Se a II Guerra Mundial foi marcada pelo holocausto dos judeus, penso na mesma palavra para com as mulheres, milhões delas, que tiveram sua vida marcada pela violência física e psicológica. Não seriam elas também vítimas de um tipo de holocausto? Um que mata a dignidade e que tira de muitas de suas vítimas a vontade de viver, de conviver com as lembranças do horror sofrido.
Vamos falar de tempos recentes, quando meninas e mulheres são violadas diariamente, em países que vivem imersos em conflitos. Um dos maiores carrascos da atualidade é Estado Islâmico que sequestra, violenta e mata mulheres em ações que chocam todo o mundo, e para as quais não se encontra defesa. Sobreviventes narram os horrores de estupros coletivos e de abortos forçados. Muitas são vendidas como escravas sexuais. Essas mulheres e meninas são tiradas a força de suas casas, de suas famílias. O horror sofrido por elas é o mesmo sofrido pelas indianas, violadas em ônibus e becos escuros, simplesmente porque estão à disposição dos homens, ou eles assim pensam. Elas não estão em áreas de guerra, mas elas convivem com o medo deste tipo de violência porque são mulheres.
Nenhuma mulher pede para ser violada. Nenhuma mulher pede para ser agredida. E para os e as machistas de plantão que acham que a roupa que algumas mulheres usam atraem homens violentos, que essas mulheres por seu comportamento criam situações que levam ao estupro, saibam que a grande maioria das mulheres violadas não estava expondo seu corpo nem em situações que, de alguma forma, em alguma mente doentia, justificasse tal absurdo.
Vivemos num mundo doente, numa sociedade que não consegue ou não se esforça verdadeiramente para deter o que tem se chamado de cultura do estupro. Nesse contexto, os corpos femininos parecem não ter dono, são públicos. É como se eles não sentissem, não se importassem. Mesmo sabendo que a maioria dos homens não concorda com isso, eles também não tomam atitudes a este respeito. Muitos, homens e mulheres, justificam essa violência, talvez para mascarar a vergonha de não ter coragem de agir contra ela.
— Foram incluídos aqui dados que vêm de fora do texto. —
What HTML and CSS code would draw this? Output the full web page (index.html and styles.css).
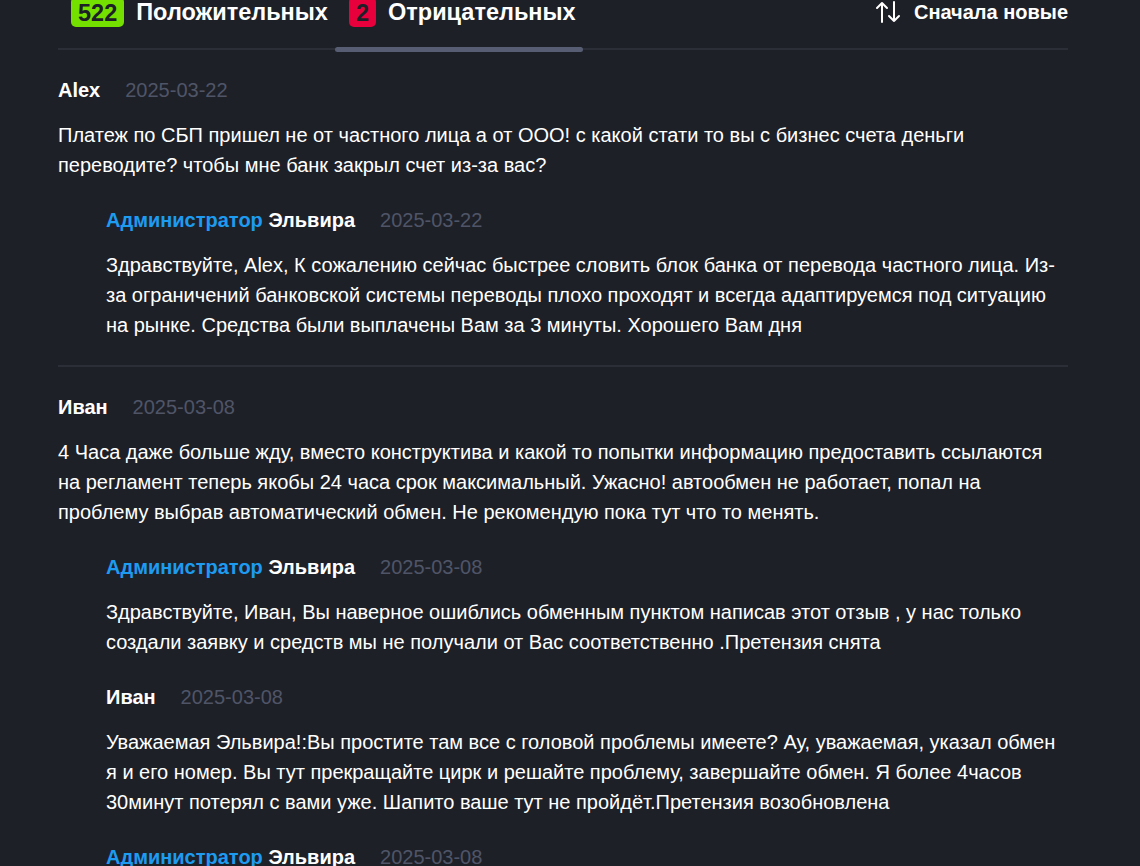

“Não concordo com isso, porém…”
Temos que dar basta neste “porém”. Não deve haver justificativa, deve haver punição e ela deve ser severa. Os homens têm que saber que serão punidos e todos, homens e mulheres, têm que entender que não há justificativa que valide tal ação. Nossos corpos não são públicos e nosso direito à dignidade não nos pode ser privado por terceiros.
Mulheres que se suicidaram em praça alemã para fugir do estupro coletivo.
Fonte: O Sentinela. Disponível em:http://osentinela-blog.blogspot.com.br/2014/10/2-milhoes-de-alemas-o-maior-estupro-em.html , acesso em 26 mai. 2016.
Márcia
Gostei do seu artigo. Bem abrangente e para todas as épocas.
Mas como fazer as mulheres serem respeitadas como queremos que nossas mães e irmãs também o sejam?
É um problema de difícil solução
Claro que sou contra, mas infelizmente, não tenho uma resposta coerente para o problema.
Oi, Arnaldo. Realmente, são hábitos e ideias já arraigados em nossa cultura e em nossas mentes (de homens e mulheres), mas temos que começar a mudar já. O excelente artigo de hoje, entretanto, não é meu, é da nossa querida colaboradora Natania Nogueira. Obrigada!